Garchomp is an evolution of the Pokémon Gabite, which evolves from Gible, and was created for the video games Pokémon Diamond and Pearl. The English names of these three Pokémon resemble each other. It, as well as its earlier forms, are Dragon- and Ground-type. Garchomp was designed by Takao Unno. The beta version of Pokémon Diamond and Pearl had a different design for Garchomp, as well as its previous forms. Garchomp's design is a combination of elements from a dragon and sharks.

==Appearances==
Garchomp first appeared in Pokémon Diamond and Pearl as one of the Pokémon that the player can feature on their team. It can be obtained either by evolving from its previous form, Gabite, which alongside its own previous form Gible is able to be caught in the wild. Other trainers can also have a Garchomp, with one of the most notable trainers to have a Garchomp being Cynthia, the Pokémon Champion of the Elite Four in Diamond and Pearls Sinnoh region. It also appears in various re-releases of Diamond and Pearl, including Pokémon Platinum and Pokémon Brilliant Diamond and Shining Pearl. It has since appeared in other mainline games, with its most recent appearance being Pokémon Scarlet and Violet. In Pokémon X and Y, it was given a Mega Evolution form called Mega Garchomp. Garchomp received a second Mega Evolution, called Mega Garchomp Z, in the Mega Dimension DLC for Pokémon Legends ZA. In Pokémon Legends: Arceus, Garchomp is also available, including as one of the Pokémon owned by Volo, a character whose design and team were similar to Cynthia's. It has also appeared in other Pokémon games, such as Pokken Tournament, Pokémon Go, Pokémon Unite, and the Pokémon Trading Card Game.

==Reception==
Garchomp has been well-received by fans and critics, ranking among the top 10 Pokémon in a 2020 poll of Pokémon fans. An IT Media reader poll had Garchomp ranked number one among the "600 family," a term used for Pokémon whose stats add up to 600 in value, receiving more than 30 percent of the vote. Garchomp has been described as one of the series' most popular Pokémon by Inside Games writer Sawadee Otsuka. They cited its power and association with the trainer Cynthia for why it was so popular, adding that it improved opinions on speedy Pokémon thanks to its durability. They also praised its design, saying that its combination of shark and dinosaur designs helped set it apart from previous Dragon-type Pokémon. IGN writer Dale Bashir felt it was one of the best designs introduced in Diamond and Pearl, particularly due to its purple color scheme, attributing its coolness to why it was featured in Cynthia's team. Gaming Bolt writer Pramath regarded it as one of the best Pokémon species, arguing that a large part of why people remember it so much is its use by Cynthia and the difficulty of training it. Despite being frustrated by Cynthia's Garchomp, USA Today writer Cian Maher regarded it as one of the best Dragon-type Pokémon. He noted that Garchomp was "overpowered, overused, and frankly overdesigned," citing its combination of shark, dragon, dinosaur, and jet engine design concepts, but still felt that it was among the series' most iconic Pokémon. Inside Games writer Sushi felt that Garchomp was ubiquitous to Cynthia, discussing how Garchomp's strength has been enhanced in Brilliant Diamond and Shining Pearl.
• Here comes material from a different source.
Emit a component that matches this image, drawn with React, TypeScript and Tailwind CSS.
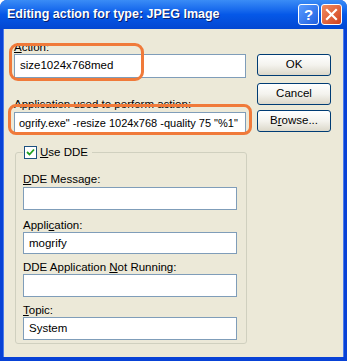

It has been a prominent Pokémon in competitive Pokémon gameplay. IGN writer Kat Bailey considered it to be among the worst new Pokémon of generation 4, feeling that its overwhelming power, speed, and Sand Veil ability made it too unbalanced. She also argued that it was the "catalyst" for other Pokémon being banned while also commenting negatively on its design. Venture Beat staff discussed how its attack and speed were so prominent that it was one of the few non-legendary Pokémon to be banned in some competitions and limited only to the Uber tier, due in particular to the fact that players were designing their teams around handling Garchomp, with Venture Beat staff noting that team compositions were more interesting and diverse after its banning. It has generally been a popular Pokémon for competitive play; despite IT Media writer Dopey noting that its usage has decreased over time, they noted it was still useful. VG247 writer Cassandra Khaw attributed its strength to multiple factors, including its well-balanced high stats, Sand Veil ability, and its type combination of Ground and Dragon. Hardcore Gamer writer Ryan Cartmel noted that despite Ground and Dragon's weakness to Ice types, its stats and Rough Skin ability made it a threat that any team had to be able to answer. He also felt that its design is quality, stating that it conveys that "it's here to mess up your day."

Due to the shared height and weight between Garchomp and baseball player Shohei Ohtani, comments were made comparing the two by fans on Twitter, with Automaton Media writer Ayuo Kawase attributing the popularity of the comparison to the ongoing World Baseball Classic at the time. Oricon News staff noted that another thing that drew comparison was Ohtani catching a 95 mile-per-hour pitch, and having a batting speed of 102 miles per hour, which contrasts Garchomp's 95 points in defense and 102 points in speed.